Review summative comments from each rotation
- These comments will be included in the Medical Student Performance Evaluation (MSPE)
- Any questions or concerns regarding content should be directed to the clerkship director
- Your Lead Advisor can make grammatical changes and edit for flow, but cannot change the content of the comment
Register your ERAS (Electronic Residency Application Service) token
- In the fall of your third year, the Registrar’s Office will be registering you for the ERAS. You will receive an email from the AAMC ERAS with a token to register for the system. While you will have limited access to the components of the ERAS application until fourth year, you will be able to have your letter writers upload any letters of reference that you receive in third year.
Once decided on a specialty request a career mentor
- Consider discussing
- Your individual competitiveness for the specialty
- Electives for third year
- Your experiences up to that point in your education and identify any gaps that you may need to fill with research/extracurriculars
- Scheduling options for fourth year
- Noteworthy characteristics for the MSPE
- Letters of recommendation
- Personal statement tips
- Away rotations
- Specialty parallel planning is suggested if you are considering a highly competitive specialty or if you are a less competitive candidate for your preferred specialty
- Parallel planning is not choosing a backup specialty, but rather identifying a second specialty that you would be equally happy practicing, and applying to both to help ensure a successful match should you not match in your primary specialty
- Discuss this option with your lead advisor and/or the Assistant Dean of Career Mentoring and Professional Development
The residency application process begins early in Phase 3. Utilize your first couple of rotations to finalize your specialty decision, if needed.
Work with your Lead Advisor and assigned Medical Student Education Dean on your Medical Student Performance Evaluation (MSPE)
- Discuss noteworthy characteristics
- Review Phase 2 required clerkship summative comments
- Discuss the required statement addressing remediation, leave of absence, or professionalism lapses (if required)

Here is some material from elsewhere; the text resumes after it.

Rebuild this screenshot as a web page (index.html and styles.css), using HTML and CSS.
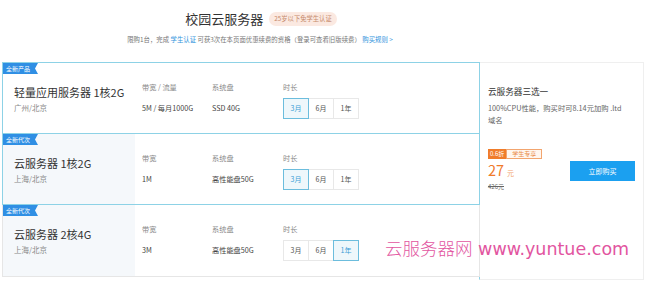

- Discuss summary statement
Meet with your career mentor
- Review fourth year schedule and discuss which rotations will provide the strongest letters of recommendation
- Review application pieces
- Discuss number/type of programs for applications
- Discuss rank lists
- Discuss interview process
Preparing for interviews
- Sign up for and review lessons on interviewing for residency
- Do practice sessions and record/save your answers
- Send videos to advisors/friends/mentors for review
Maintain a list of interview numbers
- Add interviews to a shared spreadsheet with your Lead Advisor or update them regularly
- Students who are considered at risk of going unmatched based upon interview numbers will be recommended to meet with the Assistant Dean of Career Mentoring and Professional Development to prepare for the SOAP (Supplemental Offer and Acceptance Program) process.